We now look at the Christoffel symbols. Clearly, by definition

$\displaystyle\begin{gathered} \Gamma _{ij}^i = \frac{1}{2}{g^{ik}}\left( {\frac{{\partial {g_{ik}}}}{{\partial {x^j}}} + \frac{{\partial {g_{jk}}}}{{\partial {x^i}}} - \frac{{\partial {g_{ij}}}}{{\partial {x^k}}}} \right) = \frac{1}{2}{g^{ik}}\frac{{\partial {g_{ik}}}}{{\partial {x^j}}} \hfill \\ \qquad= \frac{1}{2}{\rm Trace}\left( {\left( {{g^{mn}}} \right)\frac{\partial }{{\partial {x^j}}}\left( {{g_{mn}}} \right)} \right) \hfill \\ \qquad= \frac{1}{2}{\rm Trace}\left( {{{\left( {{g_{mn}}} \right)}^{ - 1}}\frac{\partial }{{\partial {x^j}}}\left( {{g_{mn}}} \right)} \right) \hfill \\ \qquad = \frac{1}{2}\frac{{\dfrac{\partial }{{\partial {x^j}}}\det \left( {{g_{mn}}} \right)}}{{\det \left( {{g_{mn}}} \right)}} \hfill \\ \end{gathered}$

where the main theorem posted here has been used.

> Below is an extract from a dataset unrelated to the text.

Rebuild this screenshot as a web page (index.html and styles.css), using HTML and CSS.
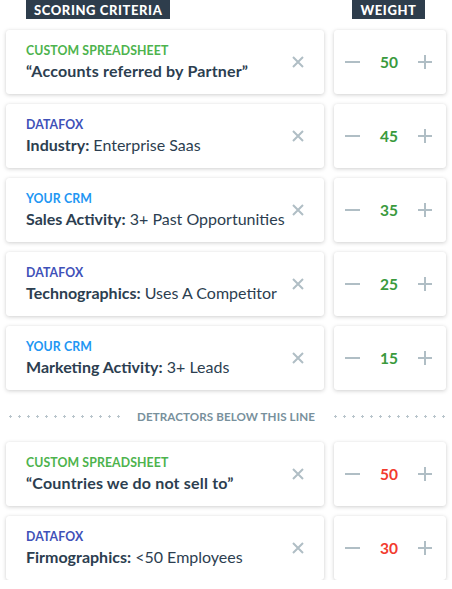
FILE: index.html
```html
<!DOCTYPE html>
<html>
<head>
<meta charset="utf-8">
<link rel="stylesheet" href="styles.css">
</head>
<body>
<div class="board">
  <div class="row head">
    <div class="head-cell"><span class="tag">SCORING CRITERIA</span></div>
    <div class="head-cell center"><span class="tag">WEIGHT</span></div>
  </div>

  <div class="row">
    <div class="card crit">
      <div class="text">
        <div class="src green">CUSTOM SPREADSHEET</div>
        <div class="title quote"><b>“Accounts referred by Partner”</b></div>
      </div>
      <svg class="x" width="12" height="12" viewBox="0 0 12 12"><path d="M1 1L11 11M11 1L1 11"/></svg>
    </div>
    <div class="card weight">
      <svg class="minus" width="15" height="2" viewBox="0 0 15 2"><path d="M0 1H15"/></svg>
      <span class="num pos">50</span>
      <svg class="plus" width="14" height="14" viewBox="0 0 14 14"><path d="M0 7H14M7 0V14"/></svg>
    </div>
  </div>

  <div class="row">
    <div class="card crit">
      <div class="text">
        <div class="src indigo">DATAFOX</div>
        <div class="title"><b>Industry:</b> Enterprise Saas</div>
      </div>
      <svg class="x" width="12" height="12" viewBox="0 0 12 12"><path d="M1 1L11 11M11 1L1 11"/></svg>
    </div>
    <div class="card weight">
      <svg class="minus" width="15" height="2" viewBox="0 0 15 2"><path d="M0 1H15"/></svg>
      <span class="num pos">45</span>
      <svg class="plus" width="14" height="14" viewBox="0 0 14 14"><path d="M0 7H14M7 0V14"/></svg>
    </div>
  </div>

  <div class="row">
    <div class="card crit">
      <div class="text">
        <div class="src blue">YOUR CRM</div>
        <div class="title"><b>Sales Activity:</b> 3+ Past Opportunities</div>
      </div>
      <svg class="x" width="12" height="12" viewBox="0 0 12 12"><path d="M1 1L11 11M11 1L1 11"/></svg>
    </div>
    <div class="card weight">
      <svg class="minus" width="15" height="2" viewBox="0 0 15 2"><path d="M0 1H15"/></svg>
      <span class="num pos">35</span>
      <svg class="plus" width="14" height="14" viewBox="0 0 14 14"><path d="M0 7H14M7 0V14"/></svg>
    </div>
  </div>

  <div class="row">
    <div class="card crit">
      <div class="text">
        <div class="src indigo">DATAFOX</div>
        <div class="title"><b>Technographics:</b> Uses A Competitor</div>
      </div>
      <svg class="x" width="12" height="12" viewBox="0 0 12 12"><path d="M1 1L11 11M11 1L1 11"/></svg>
    </div>
    <div class="card weight">
      <svg class="minus" width="15" height="2" viewBox="0 0 15 2"><path d="M0 1H15"/></svg>
      <span class="num pos">25</span>
      <svg class="plus" width="14" height="14" viewBox="0 0 14 14"><path d="M0 7H14M7 0V14"/></svg>
    </div>
  </div>

  <div class="row">
    <div class="card crit">
      <div class="text">
        <div class="src blue">YOUR CRM</div>
        <div class="title"><b>Marketing Activity:</b> 3+ Leads</div>
      </div>
      <svg class="x" width="12" height="12" viewBox="0 0 12 12"><path d="M1 1L11 11M11 1L1 11"/></svg>
    </div>
    <div class="card weight">
      <svg class="minus" width="15" height="2" viewBox="0 0 15 2"><path d="M0 1H15"/></svg>
      <span class="num pos">15</span>
      <svg class="plus" width="14" height="14" viewBox="0 0 14 14"><path d="M0 7H14M7 0V14"/></svg>
    </div>
  </div>

  <div class="divider">
    <span class="dots left"></span>
    <span class="divider-text">DETRACTORS BELOW THIS LINE</span>
    <span class="dots right"></span>
  </div>

  <div class="row">
    <div class="card crit">
      <div class="text">
        <div class="src green">CUSTOM SPREADSHEET</div>
        <div class="title quote"><b>“Countries we do not sell to”</b></div>
      </div>
      <svg class="x" width="12" height="12" viewBox="0 0 12 12"><path d="M1 1L11 11M11 1L1 11"/></svg>
    </div>
    <div class="card weight">
      <svg class="minus" width="15" height="2" viewBox="0 0 15 2"><path d="M0 1H15"/></svg>
      <span class="num neg">50</span>
      <svg class="plus" width="14" height="14" viewBox="0 0 14 14"><path d="M0 7H14M7 0V14"/></svg>
    </div>
  </div>

  <div class="row">
    <div class="card crit">
      <div class="text">
        <div class="src indigo">DATAFOX</div>
        <div class="title"><b>Firmographics:</b> &lt;50 Employees</div>
      </div>
      <svg class="x" width="12" height="12" viewBox="0 0 12 12"><path d="M1 1L11 11M11 1L1 11"/></svg>
    </div>
    <div class="card weight">
      <svg class="minus" width="15" height="2" viewBox="0 0 15 2"><path d="M0 1H15"/></svg>
      <span class="num neg">30</span>
      <svg class="plus" width="14" height="14" viewBox="0 0 14 14"><path d="M0 7H14M7 0V14"/></svg>
    </div>
  </div>
</div>
</body>
</html>
```
FILE: styles.css
```css
* { box-sizing: border-box; }
html, body { margin: 0; padding: 0; background: #fff; }
body {
  font-family: Lato, "Open Sans", "Liberation Sans", sans-serif;
  color: #2c3e50;
}
.board {
  width: 452px;
  padding: 0 6px;
  display: flex;
  flex-direction: column;
  gap: 10px;
}
.row {
  display: grid;
  grid-template-columns: 318px 112px;
  column-gap: 10px;
}
.head { margin-bottom: 1px; }
.head-cell { padding-left: 20px; display: flex; }
.head-cell.center { padding-left: 0; justify-content: center; margin-left: -3px; }
.tag {
  display: inline-block;
  height: 19px;
  line-height: 20px;
  background: #2e3d4c;
  color: #fff;
  font-weight: 900;
  font-size: 13px;
  letter-spacing: 0.6px;
  padding: 0 8px;
}
.card {
  height: 64px;
  background: #fff;
  border-radius: 3px;
  box-shadow: 0 1px 4px rgba(0, 0, 0, 0.18), 0 0 1px rgba(0, 0, 0, 0.08);
  display: flex;
  align-items: center;
}
.crit { padding: 0 20px 0 20px; justify-content: space-between; }
.text { display: flex; flex-direction: column; gap: 2px; }
.src {
  font-size: 12.3px;
  line-height: 16px;
  font-weight: 700;
  letter-spacing: 0.1px;
}
.green { color: #4db34d; }
.indigo { color: #4051b8; }
.blue { color: #2196f3; }
.title {
  font-size: 16px;
  line-height: 20px;
  color: #2c3e50;
}
.title.quote { letter-spacing: 0.18px; }
.title b { font-weight: 700; }
.x { stroke: #b0bec5; stroke-width: 2; fill: none; flex-shrink: 0; }
.weight { justify-content: space-between; padding: 0 14px 0 11px; }
.minus, .plus { stroke: #b0bec5; stroke-width: 2; fill: none; }
.num { font-size: 15.5px; font-weight: 700; }
.pos { color: #3a9a3d; }
.neg { color: #f23b2e; }
.divider {
  height: 32px;
  display: flex;
  align-items: center;
}
.dots {
  height: 3px;
  background-image: radial-gradient(circle at 1.5px 1.5px, #b8c4cb 1px, transparent 1.4px);
  background-size: 9px 3px;
  background-repeat: repeat-x;
}
.dots.left { width: 112px; margin-left: 3px; }
.dots.right { width: 112px; margin-left: auto; }
.divider-text {
  margin-left: 16px;
  font-size: 11.6px;
  font-weight: 700;
  color: #78909c;
  letter-spacing: 0.1px;
}
```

Thus,

$\displaystyle \begin{gathered} {\rm div}X = \frac{{\partial {X^i}}}{{\partial {x^i}}} + {X^j}\Gamma _{ij}^i \hfill \\ \qquad= \frac{1}{{\sqrt {\det \left( {{g_{mn}}} \right)} }}\sqrt {\det \left( {{g_{mn}}} \right)} \frac{{\partial {X^i}}}{{\partial {x^i}}} + \frac{1}{{\sqrt {\det \left( {{g_{mn}}} \right)} }}\frac{1}{{2\sqrt {\det \left( {{g_{mn}}} \right)} }}\frac{{\partial \det \left( {{g_{mn}}} \right)}}{{\partial {x^j}}}{X^j} \hfill \\ \qquad= \frac{1}{{\sqrt {\det \left( {{g_{mn}}} \right)} }}\frac{\partial }{{\partial {x^j}}}\left( {\sqrt {\det \left( {{g_{mn}}} \right)} {X^i}} \right). \hfill \\ \end{gathered}$

As a consequence,

$\displaystyle\Delta f = \frac{1}{{\sqrt {\det \left( {{g_{mn}}} \right)} }}\frac{\partial }{{\partial {x^j}}}\left( {\sqrt {\det \left( {{g_{mn}}} \right)} {g^{ij}}\frac{{\partial f}}{{\partial {x^i}}}} \right)$.

The above $\Delta$ acting on a smooth function $f$ is called the Laplace-Beltrami operator.